Do blog do EMIR SADER.
O esgotamento do ciclo longo expansivo do capitalismo do segundo pós-guerra permitiu o renascimento do liberalismo no plano econômico, com seu diagnóstico de que somente a desregulamentação da economia permitiría retomar seu crescimento. Foi um diagnóstico vencedor, diante do keynesanismo esgotado – e, com ele, a social democracia – e da ausência de uma interpretação anticapitalista que disputasse hegemonia com o novo modelo ascendente, que retomava com as tradições liberais no plano econômico.
Por outro lado, o fim da URSS e do campo socialista, permitiram recompor a vigência do liberalismo político, a partir das teorias do totalitarismo – que, partindo da polarização democracia/totalitarismo como a predominante para interpretar a história contemporânea, buscam amalgamar nessa categoria o nazismo e o socialismo soviético. O esquema formal da democracia liberal ganhou vezos de valor universal, tornando-se a própria definição de democracia, com seus canones gerais: eleições periódicas, separação dos poderes do Estado, pluralidade de partidos, imprensa “libre” – identificada com imprensa privada.
Essa ofensiva liberal – seja nas suas duplas dimensões, econômica e política, seja apenas numa delas – funcionou no campo teórico como um vendaval, arrasando as resistências keynesianas e, principalmente, no campo da esquerda. Como se, condenados ao capitalismo, fosse melhor optar por sua versão “democrática”, isto é, liberal, mesmo se esta estivesse acompanhada do ideário econômico neoliberal. Seria um anteparo de defesa contra as recaídas – consideradas estruturais – do socialismo em totalitarismos.
Uma analise fundamental de Perry Anderson demonstra como teóricos clássicos da radicalização da democracia e, em um caso, da fusao entre socialismo e liberalismo - como John Rawls, Habermas, Bobbio – terminaram defendendo as “guerras humanitárias”, como instrmento de imposição dos valores supostamente universais do liberalismo. (Nota: Anderson, Perry, “ Arms anr Rights: The Adjustable Center”, in Spectrum, Ed. Verso, Londres, 2005).
).
O eurocentrismo, ahora na versao yankee do “modo de vida norteamericano”, grassou por todos os quadrantes, conquistou ares de universalidade, arvorou-se no direito de invadir, destruir, ocupar, para impor seu modo de vida, como se fosse legitimado por um direito universal. (Terminada a URSS, Tony Blair reciclou a Otan para ser o bastiao dos “direitos humanos” no mundo, cunhando a expressao “guerras humanitarias”, nova bandeira dos impérios, espécies de “imperialimos humanitário” ou de “imperialismo dos direitos humanos” contra as periferias.)
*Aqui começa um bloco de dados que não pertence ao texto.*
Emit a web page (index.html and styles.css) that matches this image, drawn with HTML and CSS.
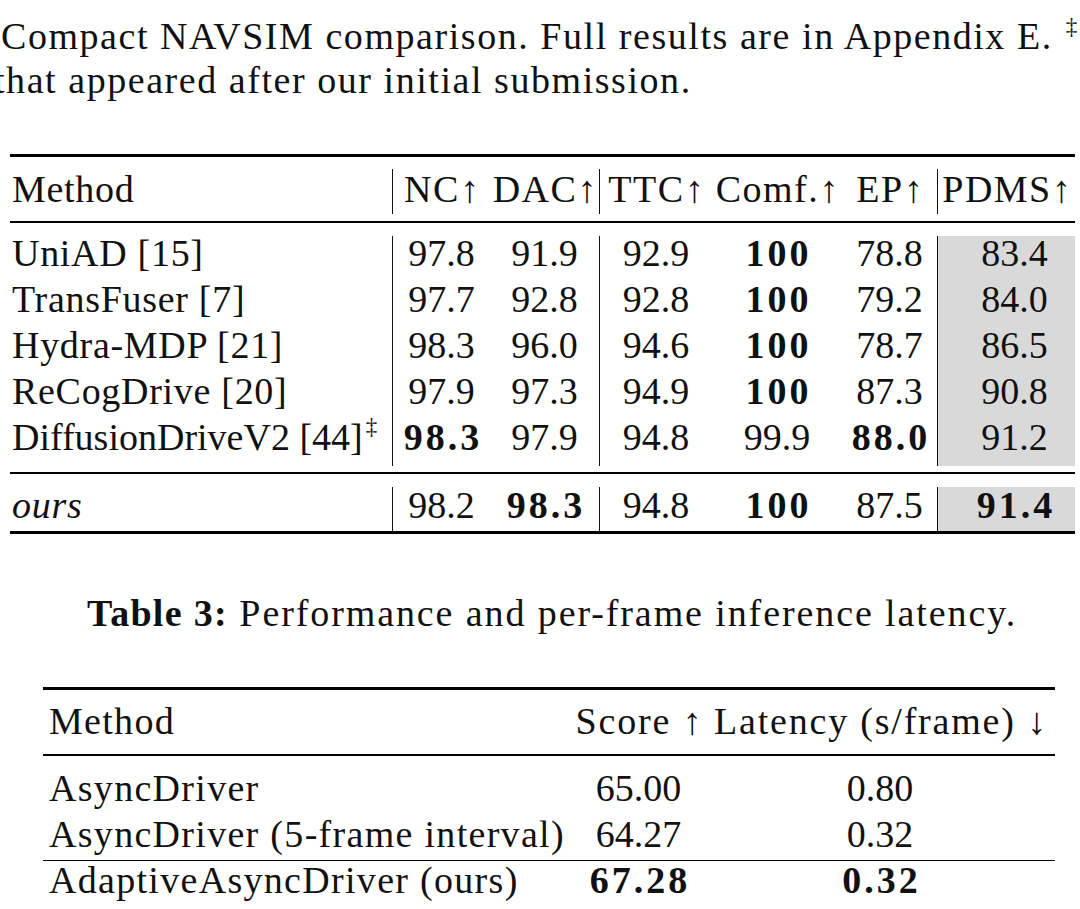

O socialismo reduzido ao destino totalitário, o capitalismo a destino inexorável, democracia ficou reduzido a democracia liberal, sistema econômico a capitalismo. Despareceram essas especificações, com o socialismo desapareceu tambem sua antípoda – o capitalismo -, numa vitória das teses do “fim da história”. Tudo o que acontecesse se daria nos horizontes da democracia liberal e da economia de mercado, o resto seriam retrocessos e não avanços.
A força ideológica da direita vem do renascimento do liberalismo. Mesmo com o esgotamento do modelo neoliberal, sua expressão política parece sobreviver sem feridas, como se não tivessem relações umbilicais. A democracia reinstaurada no Brasil teve limites claramente liberais, que nao alteraram as relações de poder – da terra, do dinheiro, da mídia - herdadas da ditadura, a tal ponto que foi vítima indefesa das políticas neoliberais, de mercantalizacao absoluta da sociedade, às quais foi funcional.
Superar o modelo neoliberal supõe não apenas desenvolver um novo modelo econômico, mas um novo modelo político, que democratize profundamente as estruturas do Estado e adapte às necesidades de democratização profunda da nossa sociedade: da propriedade da terra, do capital financiero, da mídia, entre tantas outras esferas.
Superar o neoliberalismo, como objetivo urgente significa tambem apontar para a superação do liberalismo e do capitalismo. Criar um novo bloco social, político e cultural de forças em nível nacional, que hegemonize o processo de transformações antineoliberais, numa dinâmica de construção de novas formas de poder popular e de uma sociedade humanista, solidária, socialista.